- [WHAT IS NEEDED]: Track down each line that has the word "components" and copy it.
## begin
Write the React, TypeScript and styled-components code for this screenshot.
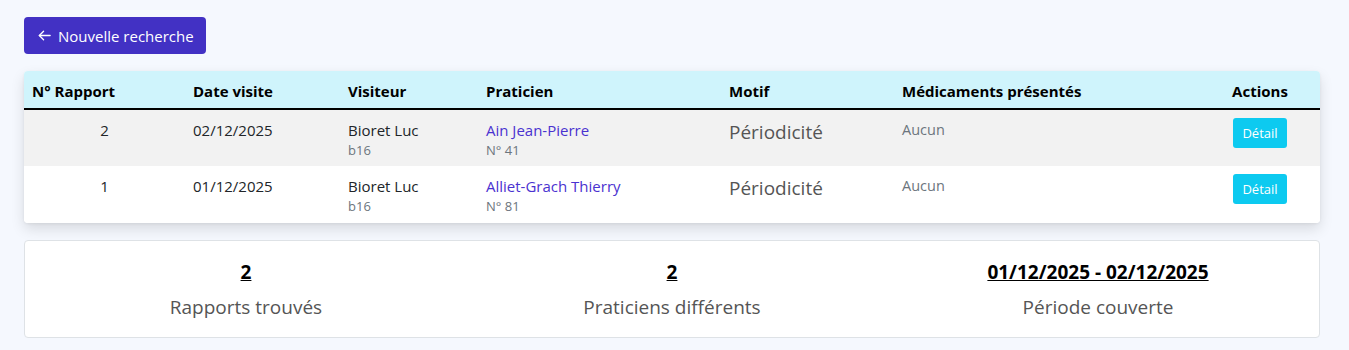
import styled, { createGlobalStyle } from "styled-components";

const GlobalStyle = createGlobalStyle`
  body {
    margin: 0;
    background: #f5f8fe;
    font-family: "Open Sans", "Noto Sans", sans-serif;
    color: #212529;
  }
`;

type Report = {
  id: number;
  date: string;
  visitor: string;
  visitorCode: string;
  practitioner: string;
  practitionerNo: number;
  reason: string;
  drugs: string;
};

const reports: Report[] = [
  {
    id: 2,
    date: "02/12/2025",
    visitor: "Bioret Luc",
    visitorCode: "b16",
    practitioner: "Ain Jean-Pierre",
    practitionerNo: 41,
    reason: "Périodicité",
    drugs: "Aucun",
  },
  {
    id: 1,
    date: "01/12/2025",
    visitor: "Bioret Luc",
    visitorCode: "b16",
    practitioner: "Alliet-Grach Thierry",
    practitionerNo: 81,
    reason: "Périodicité",
    drugs: "Aucun",
  },
];

const columns = [
  { label: "N° Rapport", width: 161, align: "left" },
  { label: "Date visite", width: 155, align: "left" },
  { label: "Visiteur", width: 138, align: "left" },
  { label: "Praticien", width: 243, align: "left" },
  { label: "Motif", width: 173, align: "left" },
  { label: "Médicaments présentés", width: 306, align: "left" },
  { label: "Actions", width: 120, align: "center" },
];

const Page = styled.div`
  padding: 17px 29px 14px 24px;
  display: flex;
  flex-direction: column;
  gap: 17px;
`;

const BackButton = styled.button`
  align-self: flex-start;
  display: flex;
  align-items: center;
  gap: 6px;
  height: 37px;
  padding: 0 12px 0 13px;
  border: none;
  border-radius: 4px;
  background: #4231c4;
  color: #fff;
  font-family: inherit;
  font-size: 15px;
  cursor: pointer;
`;

const TableCard = styled.div`
  border-radius: 4px;
  overflow: hidden;
  background: #fff;
  box-shadow: 0 6px 14px rgba(0, 0, 0, 0.12), 0 1px 3px rgba(0, 0, 0, 0.06);
`;

const Table = styled.table`
  width: 100%;
  border-collapse: collapse;
  table-layout: fixed;
  font-size: 15px;
`;

const Th = styled.th<{ $align: string }>`
  background: #cff4fc;
  color: #000;
  font-weight: 700;
  text-align: ${(p) => p.$align};
  padding: 9px 8px 6px;
  height: 38px;
  box-sizing: border-box;
  border-bottom: 2px solid #000;
  font-size: 15px;
`;

const Row = styled.tr<{ $striped: boolean }>`
  background: ${(p) => (p.$striped ? "#f2f2f2" : "#fff")};
  & + & td {
    border-top: 1px solid #dee2e6;
  }
`;

const Td = styled.td<{ $align?: string }>`
  vertical-align: top;
  text-align: ${(p) => p.$align || "left"};
  padding: 9px 8px 6px;
  height: 57px;
  box-sizing: border-box;
  line-height: 22px;
`;

const Main = styled.div<{ $color?: string }>`
  color: ${(p) => p.$color || "#212529"};
`;

const Sub = styled.div`
  font-size: 13px;
  line-height: 18px;
  color: #6c757d;
`;

const Reason = styled.div`
  font-size: 19px;
  line-height: 26px;
  color: #555;
`;

const Muted = styled.div`
  font-size: 14.5px;
  color: #6c757d;
`;

const DetailButton = styled.button`
  margin-top: -1px;
  height: 30px;
  padding: 0 9px;
  border: none;
  border-radius: 3px;
  background: #0dcaf0;
  color: #fff;
  font-family: inherit;
  font-size: 13px;
  cursor: pointer;
`;

const Stats = styled.div`
  display: grid;
  grid-template-columns: repeat(3, 1fr);
  background: #fff;
  border: 1px solid #dee2e6;
  border-radius: 4px;
  padding: 18px 8px 17px;
`;

const Stat = styled.div`
  display: flex;
  flex-direction: column;
  align-items: center;
  gap: 9px;
`;

const StatValue = styled.div`
  font-size: 19px;
  font-weight: 700;
  text-decoration: underline;
  color: #000;
  line-height: 26px;
`;

const StatLabel = styled.div`
  font-size: 19px;
  color: #555;
  line-height: 26px;
`;

const ArrowLeft = () => (
  <svg width="15" height="15" viewBox="0 0 16 16" fill="none" stroke="currentColor" strokeWidth="1.4" strokeLinecap="round" strokeLinejoin="round">
    <path d="M14 8H2.5" />
    <path d="M7 3.5 2.5 8 7 12.5" />
  </svg>
);

export default function App() {
  return (
    <>
      <GlobalStyle />
      <Page>
        <BackButton>
          <ArrowLeft />
          <span>Nouvelle recherche</span>
        </BackButton>
        <TableCard>
          <Table>
            <colgroup>
              {columns.map((c) => (
                <col key={c.label} style={{ width: c.width }} />
              ))}
            </colgroup>
            <thead>
              <tr>
                {columns.map((c) => (
                  <Th key={c.label} $align={c.align}>
                    {c.label}
                  </Th>
                ))}
              </tr>
            </thead>
            <tbody>
              {reports.map((r, i) => (
                <Row key={r.id} $striped={i % 2 === 0}>
                  <Td $align="center">{r.id}</Td>
                  <Td>{r.date}</Td>
                  <Td>
                    <Main>{r.visitor}</Main>
                    <Sub>{r.visitorCode}</Sub>
                  </Td>
                  <Td>
                    <Main $color="#4a32d0">{r.practitioner}</Main>
                    <Sub>N° {r.practitionerNo}</Sub>
                  </Td>
                  <Td>
                    <Reason>{r.reason}</Reason>
                  </Td>
                  <Td>
                    <Muted>{r.drugs}</Muted>
                  </Td>
                  <Td $align="center">
                    <DetailButton>Détail</DetailButton>
                  </Td>
                </Row>
              ))}
            </tbody>
          </Table>
        </TableCard>
        <Stats>
          <Stat>
            <StatValue>2</StatValue>
            <StatLabel>Rapports trouvés</StatLabel>
          </Stat>
          <Stat>
            <StatValue>2</StatValue>
            <StatLabel>Praticiens différents</StatLabel>
          </Stat>
          <Stat>
            <StatValue>01/12/2025 - 02/12/2025</StatValue>
            <StatLabel>Période couverte</StatLabel>
          </Stat>
        </Stats>
      </Page>
    </>
  );
}
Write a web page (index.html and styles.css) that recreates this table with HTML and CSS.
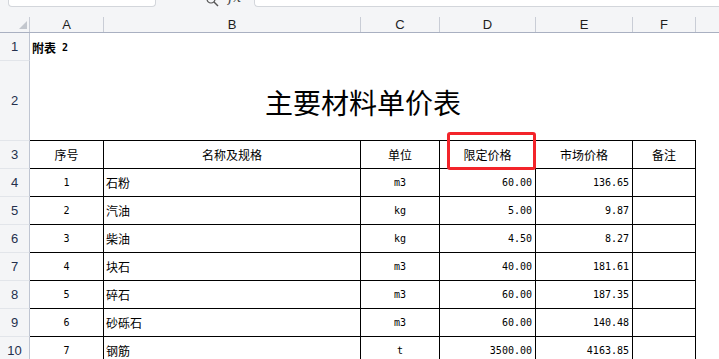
FILE: index.html
```html
<!DOCTYPE html>
<html>
<head>
<meta charset="utf-8">
<link rel="stylesheet" href="styles.css">
</head>
<body>
<div class="toolbar">
  <div class="namebox"><span class="nametext">A11</span></div>
  <div class="fxicon">
    <svg width="40" height="8" viewBox="0 0 40 8">
      <circle cx="5" cy="-1" r="4" fill="none" stroke="#555" stroke-width="1.2"/>
      <line x1="8" y1="2" x2="12" y2="6" stroke="#555" stroke-width="1.4"/>
    </svg>
    <span class="fxtext">fx</span>
  </div>
  <div class="formula"></div>
</div>

<div class="sheet">
  <div class="grid colhead">
    <div class="hc corner"><svg width="8" height="8" viewBox="0 0 8 8"><polygon points="8,0 8,8 0,8" fill="#c3c7ce"/></svg></div>
    <div class="hc">A</div>
    <div class="hc">B</div>
    <div class="hc">C</div>
    <div class="hc">D</div>
    <div class="hc">E</div>
    <div class="hc">F</div>
    <div class="hc last"></div>
  </div>

  <div class="grid row r1">
    <div class="rh">1</div>
    <div class="cell note"><b class="cjk">附表</b><b class="mono"> 2</b></div>
  </div>

  <div class="grid row r2">
    <div class="rh">2</div>
    <div class="cell title">主要材料单价表</div>
  </div>

  <div class="grid row">
    <div class="rh">3</div>
    <div class="cell t c cjk">序号</div>
    <div class="cell t c cjk">名称及规格</div>
    <div class="cell t c cjk">单位</div>
    <div class="cell t c cjk">限定价格</div>
    <div class="cell t c cjk">市场价格</div>
    <div class="cell t c cjk">备注</div>
  </div>

  <div class="grid row">
    <div class="rh">4</div>
    <div class="cell t c mono">1</div>
    <div class="cell t l cjk">石粉</div>
    <div class="cell t c mono">m3</div>
    <div class="cell t r mono">60.00</div>
    <div class="cell t r mono">136.65</div>
    <div class="cell t"></div>
  </div>

  <div class="grid row">
    <div class="rh">5</div>
    <div class="cell t c mono">2</div>
    <div class="cell t l cjk">汽油</div>
    <div class="cell t c mono">kg</div>
    <div class="cell t r mono">5.00</div>
    <div class="cell t r mono">9.87</div>
    <div class="cell t"></div>
  </div>

  <div class="grid row">
    <div class="rh">6</div>
    <div class="cell t c mono">3</div>
    <div class="cell t l cjk">柴油</div>
    <div class="cell t c mono">kg</div>
    <div class="cell t r mono">4.50</div>
    <div class="cell t r mono">8.27</div>
    <div class="cell t"></div>
  </div>

  <div class="grid row">
    <div class="rh">7</div>
    <div class="cell t c mono">4</div>
    <div class="cell t l cjk">块石</div>
    <div class="cell t c mono">m3</div>
    <div class="cell t r mono">40.00</div>
    <div class="cell t r mono">181.61</div>
    <div class="cell t"></div>
  </div>

  <div class="grid row">
    <div class="rh">8</div>
    <div class="cell t c mono">5</div>
    <div class="cell t l cjk">碎石</div>
    <div class="cell t c mono">m3</div>
    <div class="cell t r mono">60.00</div>
    <div class="cell t r mono">187.35</div>
    <div class="cell t"></div>
  </div>

  <div class="grid row">
    <div class="rh">9</div>
    <div class="cell t c mono">6</div>
    <div class="cell t l cjk">砂砾石</div>
    <div class="cell t c mono">m3</div>
    <div class="cell t r mono">60.00</div>
    <div class="cell t r mono">140.48</div>
    <div class="cell t"></div>
  </div>

  <div class="grid row">
    <div class="rh">10</div>
    <div class="cell t c mono">7</div>
    <div class="cell t l cjk">钢筋</div>
    <div class="cell t c mono">t</div>
    <div class="cell t r mono">3500.00</div>
    <div class="cell t r mono">4163.85</div>
    <div class="cell t"></div>
  </div>

  <div class="highlight"></div>
</div>
</body>
</html>
```

FILE: styles.css
```css
html, body {
  margin: 0;
  padding: 0;
  background: #ffffff;
  width: 719px;
  height: 359px;
  overflow: hidden;
}

body {
  font-family: "Liberation Sans", Arial, sans-serif;
  color: #000;
}

.toolbar {
  height: 8px;
  background: #f4f5f7;
  display: flex;
  align-items: flex-start;
}

.namebox {
  margin-left: 8px;
  width: 148px;
  height: 7px;
  box-sizing: border-box;
  background: #fff;
  border: 1px solid #d3d6db;
  border-top: none;
  border-radius: 0 0 4px 4px;
  overflow: hidden;
  display: flex;
  justify-content: center;
}

.nametext {
  font-size: 13px;
  line-height: 14px;
  margin-top: -11px;
  margin-right: 12px;
  color: #333;
}

.fxicon {
  margin-left: 50px;
  width: 48px;
  height: 8px;
  overflow: hidden;
  display: flex;
  align-items: flex-start;
}

.fxtext {
  font-family: "DejaVu Serif", serif;
  font-style: italic;
  font-size: 14px;
  line-height: 14px;
  margin-top: -10px;
  margin-left: -18px;
  color: #444;
}

.formula {
  flex: 1;
  height: 7px;
  box-sizing: border-box;
  background: #fff;
  border-left: 1px solid #d3d6db;
  border-bottom: 1px solid #d3d6db;
  border-radius: 0 0 0 4px;
}

.sheet {
  position: relative;
}

.grid {
  display: grid;
  grid-template-columns: 30px 74px 257px 79px 96px 97px 63px 1fr;
}

.colhead {
  height: 25px;
  box-sizing: border-box;
  background: #f4f5f7;
  border-bottom: 1px solid #a9b0c1;
}

.hc {
  margin-top: 9px;
  height: 15px;
  box-sizing: border-box;
  border-right: 1px solid #c9cdd6;
  display: flex;
  align-items: center;
  justify-content: center;
  font-size: 13px;
  color: #1e1e1e;
}

.hc.last {
  border-right: none;
}

.hc.corner {
  justify-content: flex-end;
  align-items: flex-end;
  padding-right: 2px;
  padding-bottom: 3px;
}

.hc.corner svg {
  display: block;
}

.row {
  height: 28px;
}

.row.r2 {
  height: 80px;
}

.rh {
  background: #f4f5f7;
  box-sizing: border-box;
  border-right: 1px solid #bfc5d2;
  border-bottom: 1px solid #e2e5ea;
  display: flex;
  align-items: center;
  justify-content: center;
  font-size: 13px;
  color: #24304d;
}

.cell {
  box-sizing: border-box;
  display: flex;
  align-items: center;
  white-space: nowrap;
  font-size: 12px;
}

.cell.t {
  border-right: 1px solid #000;
  border-bottom: 1px solid #000;
}

.cell.c { justify-content: center; }
.cell.l { justify-content: flex-start; padding-left: 2px; }
.cell.r { justify-content: flex-end; padding-right: 3px; }

.cjk {
  font-family: "Noto Sans CJK SC", "Noto Sans", sans-serif;
  font-size: 12px;
}

.mono {
  font-family: "DejaVu Sans Mono", "Liberation Mono", monospace;
  font-size: 10px;
}

.note {
  padding-left: 2px;
  overflow: visible;
}

.note .mono {
  white-space: pre;
  font-size: 10px;
}

.title {
  grid-column: 2 / 8;
  border-bottom: 1px solid #000;
  justify-content: center;
  font-family: "Noto Sans CJK SC", sans-serif;
  font-size: 28px;
  padding-top: 2px;
}

.highlight {
  position: absolute;
  left: 447px;
  top: 124px;
  width: 89px;
  height: 38px;
  box-sizing: border-box;
  border: 3px solid #f3242a;
  border-radius: 3px;
}
```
## end
- [RESULT FOR THIS TASK]:
Write the React, TypeScript and styled-components code for this screenshot.
import styled, { createGlobalStyle } from "styled-components";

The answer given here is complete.